◆ EXERCISE REQUIREMENTS: Exactly repeat the material, dropping every picture from the copy.

◆ AVAILABLE DATA:
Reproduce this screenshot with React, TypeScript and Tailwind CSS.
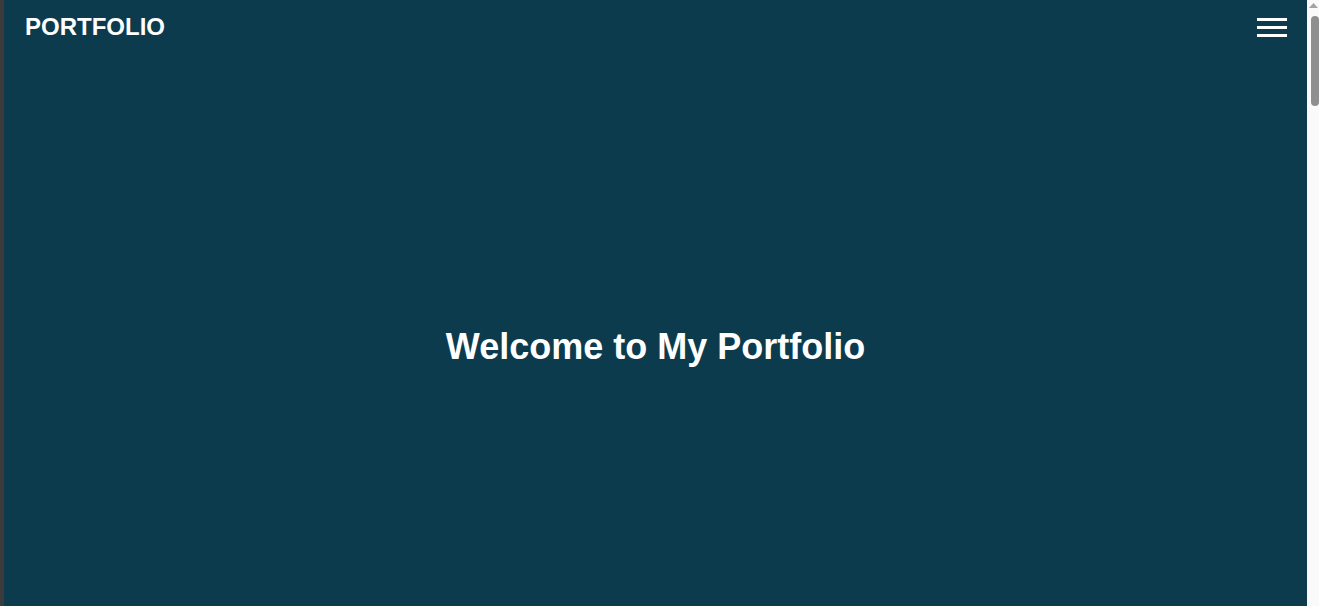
// Portfolio landing page: header with hamburger, centered hero, more sections below the fold

const sections = [
  { id: 'about', title: 'About Me', text: 'A short introduction about who I am and what I do.' },
  { id: 'projects', title: 'Projects', text: 'A selection of things I have built recently.' },
  { id: 'skills', title: 'Skills', text: 'Languages, frameworks and tools I work with.' },
  { id: 'contact', title: 'Contact', text: 'Feel free to reach out for collaborations.' },
];

const Header = () => (
  <header className="flex h-[54px] items-center justify-between pl-[21px] pr-[20px]">
    <a href="#" className="text-2xl font-bold text-white">
      PORTFOLIO
    </a>
    <button aria-label="menu" className="flex w-[30px] flex-col gap-[5px]">
      <span className="block h-[3px] w-full bg-white" />
      <span className="block h-[3px] w-full bg-white" />
      <span className="block h-[3px] w-full bg-white" />
    </button>
  </header>
);

// 스크롤바 (헤드리스 화면에서는 숨겨지므로 직접 그림)
const ScrollRail = () => (
  <div className="flex w-[12px] shrink-0 flex-col items-center bg-[#fafafa]">
    <svg width="9" height="6" viewBox="0 0 9 6" className="mt-[3px]">
      <polygon points="4.5,0 9,5 0,5" fill="#a3a3a3" />
    </svg>
    <div className="ml-[3px] mt-[7px] h-[90px] w-[8px] rounded-full bg-[#8f8f8f]" />
  </div>
);

export default function App() {
  return (
    <div
      className="flex h-screen text-white"
      style={{ fontFamily: '"Liberation Sans", Arial, sans-serif' }}
    >
      <main className="flex-1 overflow-y-auto border-l-4 border-[#3b3b3b] bg-[#0c3b4e]">
        <Header />

        {/* 히어로 */}
        <section className="flex h-[586px] items-center justify-center">
          <h1 className="text-4xl font-bold">Welcome to My Portfolio</h1>
        </section>

        {sections.map((s) => (
          <section key={s.id} id={s.id} className="flex h-[815px] flex-col items-center justify-center gap-4 px-8">
            <h2 className="text-3xl font-bold">{s.title}</h2>
            <p className="text-lg text-[#cfe3ea]">{s.text}</p>
          </section>
        ))}
      </main>
      <ScrollRail />
    </div>
  );
}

◆ RESULT:
Reproduce this screenshot with React, TypeScript and Tailwind CSS.
// Portfolio landing page: header with hamburger, centered hero, more sections below the fold

const sections = [
  { id: 'about', title: 'About Me', text: 'A short introduction about who I am and what I do.' },
  { id: 'projects', title: 'Projects', text: 'A selection of things I have built recently.' },
  { id: 'skills', title: 'Skills', text: 'Languages, frameworks and tools I work with.' },
  { id: 'contact', title: 'Contact', text: 'Feel free to reach out for collaborations.' },
];

const Header = () => (
  <header className="flex h-[54px] items-center justify-between pl-[21px] pr-[20px]">
    <a href="#" className="text-2xl font-bold text-white">
      PORTFOLIO
    </a>
    <button aria-label="menu" className="flex w-[30px] flex-col gap-[5px]">
      <span className="block h-[3px] w-full bg-white" />
      <span className="block h-[3px] w-full bg-white" />
      <span className="block h-[3px] w-full bg-white" />
    </button>
  </header>
);

// 스크롤바 (헤드리스 화면에서는 숨겨지므로 직접 그림)
const ScrollRail = () => (
  <div className="flex w-[12px] shrink-0 flex-col items-center bg-[#fafafa]">
    <svg width="9" height="6" viewBox="0 0 9 6" className="mt-[3px]">
      <polygon points="4.5,0 9,5 0,5" fill="#a3a3a3" />
    </svg>
    <div className="ml-[3px] mt-[7px] h-[90px] w-[8px] rounded-full bg-[#8f8f8f]" />
  </div>
);

export default function App() {
  return (
    <div
      className="flex h-screen text-white"
      style={{ fontFamily: '"Liberation Sans", Arial, sans-serif' }}
    >
      <main className="flex-1 overflow-y-auto border-l-4 border-[#3b3b3b] bg-[#0c3b4e]">
        <Header />

        {/* 히어로 */}
        <section className="flex h-[586px] items-center justify-center">
          <h1 className="text-4xl font-bold">Welcome to My Portfolio</h1>
        </section>

        {sections.map((s) => (
          <section key={s.id} id={s.id} className="flex h-[815px] flex-col items-center justify-center gap-4 px-8">
            <h2 className="text-3xl font-bold">{s.title}</h2>
            <p className="text-lg text-[#cfe3ea]">{s.text}</p>
          </section>
        ))}
      </main>
      <ScrollRail />
    </div>
  );
}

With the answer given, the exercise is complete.